START Data provided
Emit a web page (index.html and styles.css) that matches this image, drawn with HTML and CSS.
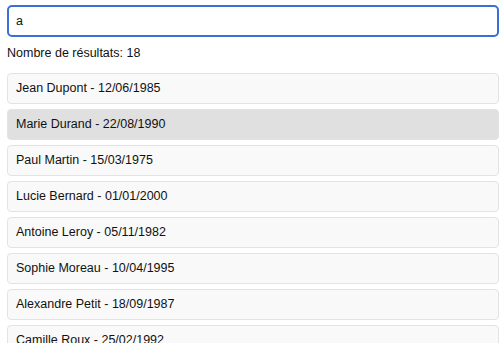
FILE: index.html
```html
<!DOCTYPE html>
<html lang="fr">
<head>
    <meta charset="UTF-8">
    <meta name="viewport" content="width=device-width, initial-scale=1.0">
    <title>Recherche</title>
    <link rel="stylesheet" href="styles.css">
</head>
<body>

<div class="container">
    <input type="text" class="search" id="search-input" value="a">
    <p class="count" id="result-count">Nombre de résultats: 18</p>
    <ul class="results" id="result-list">
        <li class="item">Jean Dupont - 12/06/1985</li>
        <li class="item active">Marie Durand - 22/08/1990</li>
        <li class="item">Paul Martin - 15/03/1975</li>
        <li class="item">Lucie Bernard - 01/01/2000</li>
        <li class="item">Antoine Leroy - 05/11/1982</li>
        <li class="item">Sophie Moreau - 10/04/1995</li>
        <li class="item">Alexandre Petit - 18/09/1987</li>
        <li class="item">Camille Roux - 25/02/1992</li>
    </ul>
</div>

</body>
</html>
```

FILE: styles.css
```css
body {
    font-family: "Liberation Sans", Arial, sans-serif;
    font-size: 12.5px;
    color: #111;
    margin: 0;
    background: #fff;
}

.container {
    padding: 5px 1px 0 7px;
}

.search {
    display: block;
    box-sizing: border-box;
    width: 100%;
    height: 32px;
    margin: 0;
    padding: 0 7px;
    border: 2px solid #3a6fd5;
    border-radius: 5px;
    font-family: inherit;
    font-size: 12.5px;
    color: #111;
    outline: none;
}

.count {
    margin: 9px 0 13px;
}

.results {
    list-style: none;
    margin: 0;
    padding: 0;
}

.item {
    box-sizing: border-box;
    height: 31px;
    line-height: 29px;
    margin-bottom: 5px;
    padding: 0 8px;
    background: #f9f9f9;
    border: 1px solid #e3e3e3;
    border-radius: 4px;
}

.item.active {
    background: #e0e0e0;
}
```
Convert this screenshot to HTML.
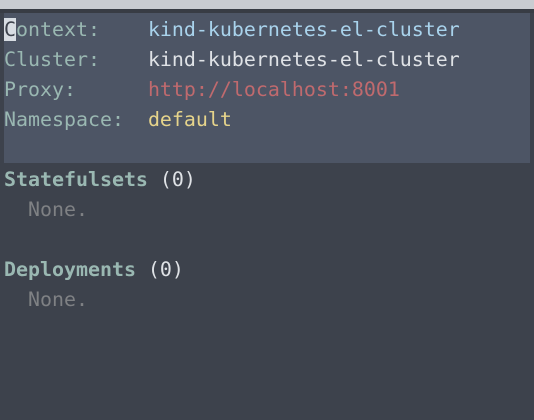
END Data provided
» Task brief
Find and copy each line above that includes the string "index".

» Task output
Emit a web page (index.html and styles.css) that matches this image, drawn with HTML and CSS.
FILE: index.html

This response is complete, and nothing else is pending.